Given exercise –
Extract exactly the lines from the top of the records through the line containing "const QUIZZES = ['HTML", and keep pictures out of the copy.

Records shown –
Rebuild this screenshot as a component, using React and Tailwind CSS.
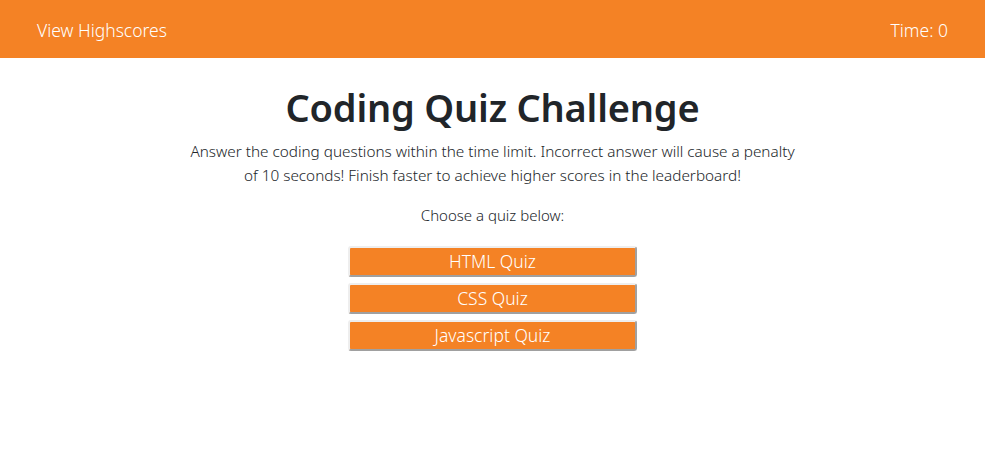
export default function App() {
  const QUIZZES = ['HTML Quiz', 'CSS Quiz', 'Javascript Quiz']

  return (
    <div className="min-h-[450px] bg-white text-[#212529] font-['Noto_Sans','Open_Sans',sans-serif] font-light">
      {/* header */}
      <header className="h-[58px] bg-[#f48225] flex items-center justify-between px-[37px] pt-[3px] text-white text-[17.5px]">
        <a className="cursor-pointer">View Highscores</a>
        <span>Time: 0</span>
      </header>

      <main className="flex flex-col items-center pt-[27px]">
        <h1 className="text-[38px] font-semibold leading-[1.2] tracking-[-0.2px]">Coding Quiz Challenge</h1>
        <p className="mt-[8px] w-[608px] text-center text-[15.3px] leading-6">
          Answer the coding questions within the time limit. Incorrect answer will cause a penalty of 10 seconds! Finish faster to achieve higher scores in the leaderboard!
        </p>
        <p className="mt-[16px] text-[15px] leading-6">Choose a quiz below:</p>

        <div className="mt-[19px] flex flex-col gap-[6px]">
          {QUIZZES.map(q => (
            <button
              key={q}
              className="w-[289px] h-[31px] pt-[2px] bg-[#f48225] text-white text-[17.5px] font-light leading-none border-2 border-t-[#eeeeee] border-l-[#eeeeee] border-b-[#a0a0a0] border-r-[#a0a0a0] rounded-[3px] cursor-pointer"
            >
              {q}
            </button>
          ))}
        </div>
      </main>
    </div>
  )
}
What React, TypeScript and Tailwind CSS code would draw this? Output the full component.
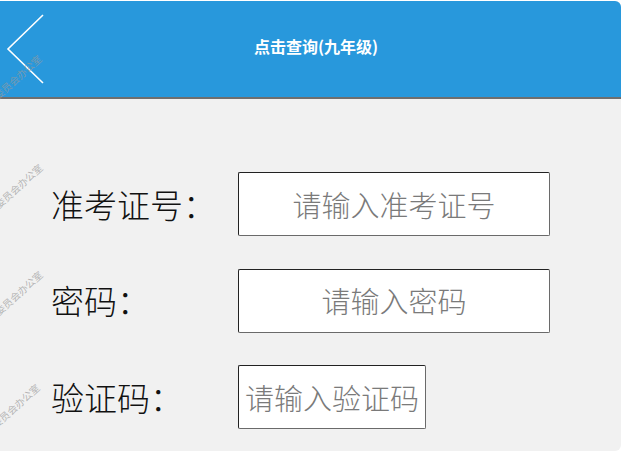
import React from "react";

const Watermark = ({ left, top }: { left: number; top: number }) => (
  <span
    className="absolute text-[10px] leading-none whitespace-nowrap text-[#9a9a9a]/70 origin-right -rotate-[42deg] font-['Noto_Sans_CJK_SC',sans-serif] pointer-events-none"
    style={{ left, top }}
  >
    教育委员会办公室
  </span>
);

const Row = ({ label, placeholder, w }: { label: string; placeholder: string; w: string }) => (
  <div className="flex items-center pl-[51px]">
    <div className="w-[187px] text-[33px] leading-none font-light text-[#111]">{label}</div>
    <div
      className={`${w} h-[64px] bg-white rounded-[2px] border border-[#6a6a6a] border-t-[#222] border-l-[#222] flex items-center justify-center text-[29px] leading-none font-light text-[#7a7a7a] whitespace-nowrap overflow-hidden`}
    >
      {placeholder}
    </div>
  </div>
);

export default function App() {
  return (
    <div className="w-[626px] h-[454px] bg-white relative overflow-hidden font-['Noto_Sans_CJK_SC',sans-serif]">
      <div className="w-[621px] h-[450px] mt-px bg-[#f1f1f1] rounded-tr-[6px] rounded-br-[6px] overflow-hidden flex flex-col">
        <header className="h-[98px] shrink-0 bg-[#2898dc] border-b-2 border-[#6f6f6f] flex items-center">
          <svg width="50" height="96" viewBox="0 0 50 96" className="shrink-0">
            <polyline points="43,14 8,48 43,82" fill="none" stroke="#ffffff" strokeWidth="1.6" />
          </svg>
          <div className="ml-[204px] mb-[7px] text-white font-bold text-[16px] leading-none">点击查询(九年级)</div>
        </header>
        <main className="flex flex-col gap-[32.5px] pt-[73px]">
          <Row label="准考证号：" placeholder="请输入准考证号" w="w-[312px]" />
          <Row label="密码：" placeholder="请输入密码" w="w-[312px]" />
          <Row label="验证码：" placeholder="请输入验证码" w="w-[188px]" />
        </main>
      </div>
      <Watermark left={-40} top={52} />
      <Watermark left={-39} top={161} />
      <Watermark left={-39} top={268} />
      <Watermark left={-42} top={381} />
    </div>
  );
}
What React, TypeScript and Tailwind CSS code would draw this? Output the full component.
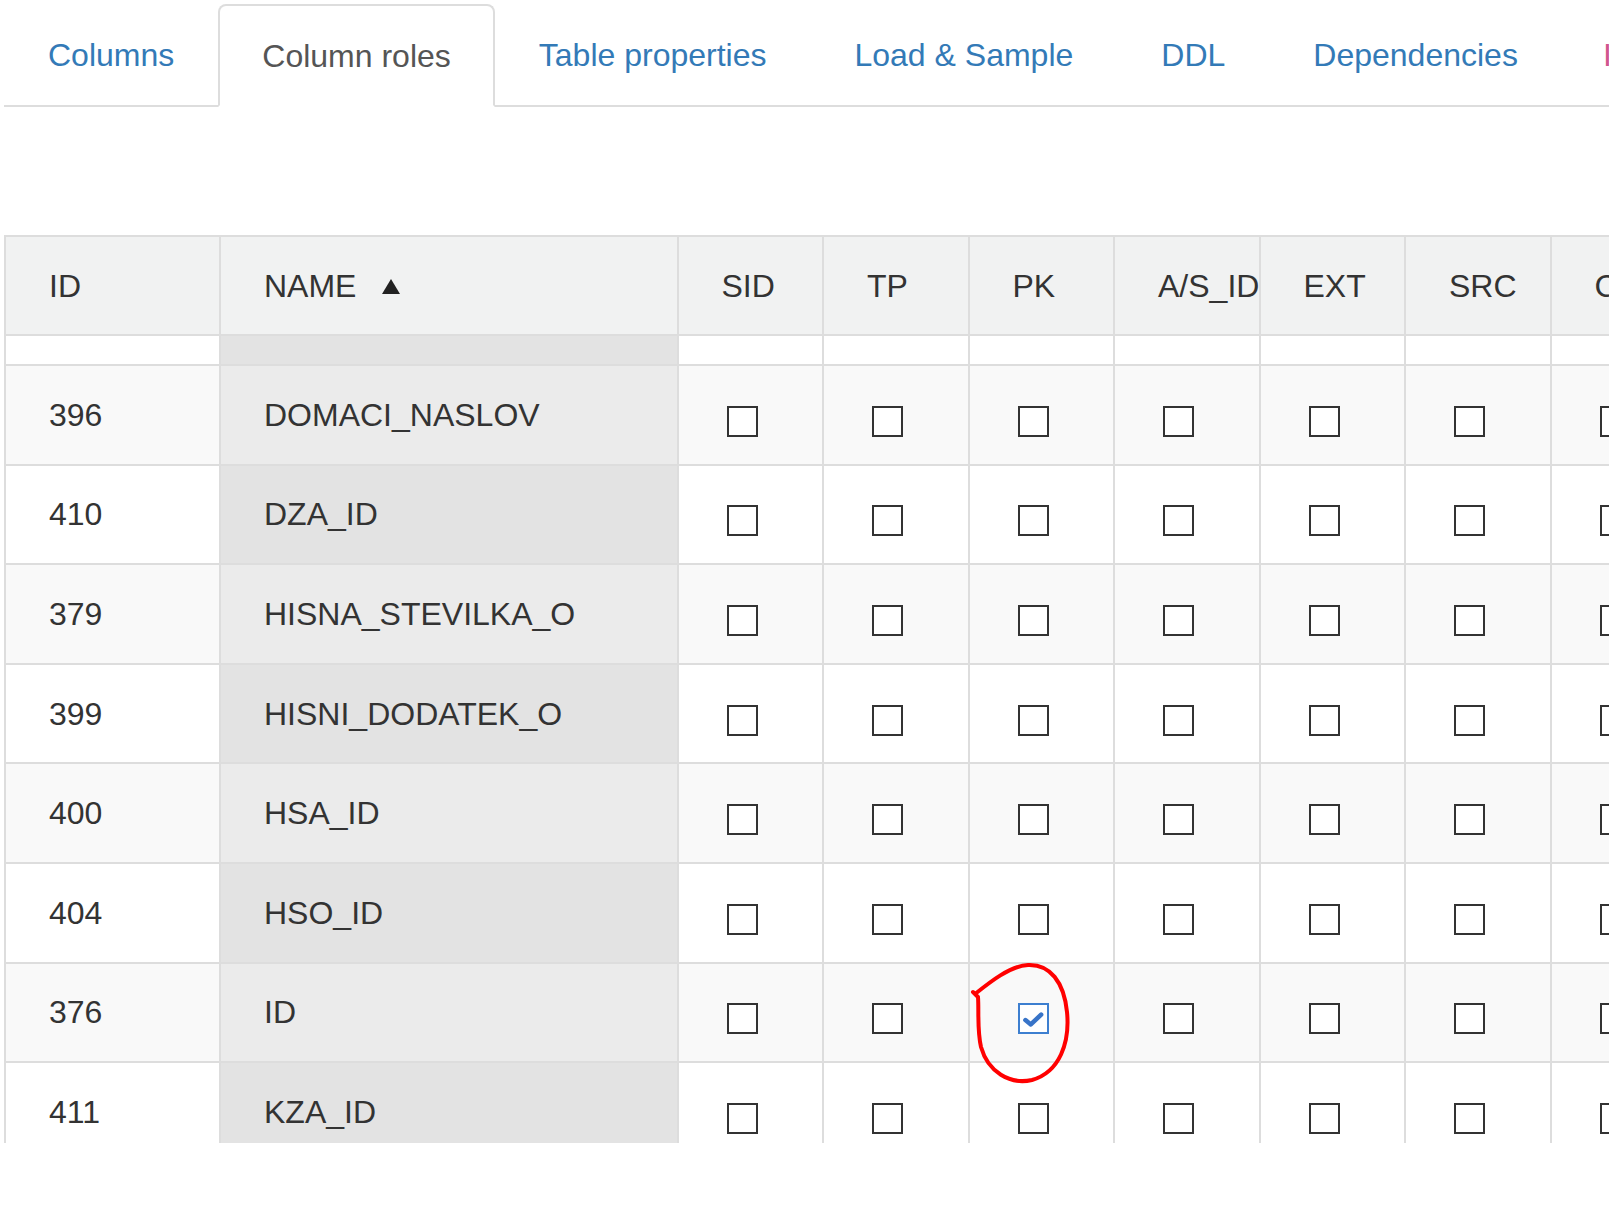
const tabs = [
  { label: 'Columns' },
  { label: 'Column roles', active: true },
  { label: 'Table properties' },
  { label: 'Load & Sample' },
  { label: 'DDL' },
  { label: 'Dependencies' },
  { label: 'Issues', danger: true },
]

const roleCols = ['SID', 'TP', 'PK', 'A/S_ID', 'EXT', 'SRC', 'CDC']

const rows = [
  { id: 396, name: 'DOMACI_NASLOV' },
  { id: 410, name: 'DZA_ID' },
  { id: 379, name: 'HISNA_STEVILKA_O' },
  { id: 399, name: 'HISNI_DODATEK_O' },
  { id: 400, name: 'HSA_ID' },
  { id: 404, name: 'HSO_ID' },
  { id: 376, name: 'ID', checked: 'PK' },
  { id: 411, name: 'KZA_ID' },
]

function Checkbox({ checked }: { checked?: boolean }) {
  if (checked) {
    return (
      <span className="mt-[13px] flex h-[31px] w-[31px] items-center justify-center border-2 border-[#3d7fd0] bg-white">
        <svg viewBox="0 0 24 24" className="h-[26px] w-[26px]" fill="none" stroke="#3874c8" strokeWidth="4.2" strokeLinecap="round" strokeLinejoin="round">
          <path d="M5 13 L10 17 L19.5 8" />
        </svg>
      </span>
    )
  }
  return <span className="mt-[13px] block h-[31px] w-[31px] border-2 border-[#333] bg-white" />
}

function Tabs() {
  return (
    <div className="flex border-b-2 border-[#dddddd] pt-[4px]">
      {tabs.map((t) => (
        <div
          key={t.label}
          className={
            t.active
              ? 'relative -mb-[2px] flex h-[103px] shrink-0 items-center rounded-t-[8px] border-2 border-[#dddddd] border-b-white bg-white px-[42px] text-[#555]'
              : t.danger
                ? 'flex h-[101px] shrink-0 items-center border-2 border-transparent pl-[39px] pr-[42px] text-[#d0568e]'
                : 'flex h-[101px] shrink-0 items-center border-2 border-transparent px-[42px] text-[#337ab7]'
          }
        >
          {t.label}
        </div>
      ))}
    </div>
  )
}

function RoleTable() {
  return (
    <div className="mt-[128px] h-[908px] overflow-hidden">
      <div className="w-max border-l-2 border-t-2 border-[#dddddd] text-[#333]">
        {/* header */}
        <div className="flex h-[99px] bg-[#f1f2f2]">
          <div className="flex w-[215px] shrink-0 items-center border-b-2 border-r-2 border-[#dddddd] pl-[43px]">ID</div>
          <div className="flex w-[457.5px] shrink-0 items-center gap-[25px] border-b-2 border-r-2 border-[#dddddd] pl-[43px]">
            NAME
            <svg viewBox="0 0 20 17" className="mt-[2px] h-[17px] w-[20px]">
              <path d="M10 1 L19 16 L1 16 Z" fill="#222" />
            </svg>
          </div>
          {roleCols.map((c) => (
            <div key={c} className="flex w-[145.5px] shrink-0 items-center whitespace-nowrap border-b-2 border-r-2 border-[#dddddd] pl-[43px]">
              {c}
            </div>
          ))}
        </div>

        {/* filter row */}
        <div className="flex h-[30px] bg-white">
          <div className="w-[215px] shrink-0 border-b-2 border-r-2 border-[#dddddd]" />
          <div className="w-[457.5px] shrink-0 border-b-2 border-r-2 border-[#dddddd] bg-[#e3e3e3]" />
          {roleCols.map((c) => (
            <div key={c} className="w-[145.5px] shrink-0 border-b-2 border-r-2 border-[#dddddd]" />
          ))}
        </div>

        {rows.map((r, i) => {
          const striped = i % 2 === 0
          return (
            <div key={r.id} className={striped ? 'flex h-[99.6px] bg-[#f9f9f9]' : 'flex h-[99.6px] bg-white'}>
              <div className="flex w-[215px] shrink-0 items-center border-b-2 border-r-2 border-[#dddddd] pl-[43px]">{r.id}</div>
              <div
                className={
                  striped
                    ? 'flex w-[457.5px] shrink-0 items-center border-b-2 border-r-2 border-[#dddddd] bg-[#ebebeb] pl-[43px]'
                    : 'flex w-[457.5px] shrink-0 items-center border-b-2 border-r-2 border-[#dddddd] bg-[#e3e3e3] pl-[43px]'
                }
              >
                {r.name}
              </div>
              {roleCols.map((c) => (
                <div key={c} className="flex w-[145.5px] shrink-0 items-center border-b-2 border-r-2 border-[#dddddd] pl-[48px]">
                  <Checkbox checked={r.checked === c} />
                </div>
              ))}
            </div>
          )
        })}
      </div>
    </div>
  )
}

export default function App() {
  return (
    <div className="relative h-[1205px] w-[1624px] overflow-hidden bg-white font-['Liberation_Sans',Arial,sans-serif] text-[32px] leading-none">
      <div className="ml-[4px] w-[1605px] overflow-hidden">
        <Tabs />
        <RoleTable />
      </div>

      {/* red hand-drawn annotation around the checked PK box */}
      <svg className="absolute left-[960px] top-[952px] h-[140px] w-[120px]" viewBox="0 0 120 140" fill="none">
        <path
          d="M15 42 C30 30, 50 14, 68 13 C90 12, 104 30, 107 60 C110 90, 100 120, 72 128 C50 133, 28 120, 21 95 C17 78, 19 58, 18 45 L13 40"
          stroke="#ff0000"
          strokeWidth="4"
          strokeLinecap="round"
          strokeLinejoin="round"
        />
      </svg>
    </div>
  )
}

Output below –
Rebuild this screenshot as a component, using React and Tailwind CSS.
export default function App() {
  const QUIZZES = ['HTML Quiz', 'CSS Quiz', 'Javascript Quiz']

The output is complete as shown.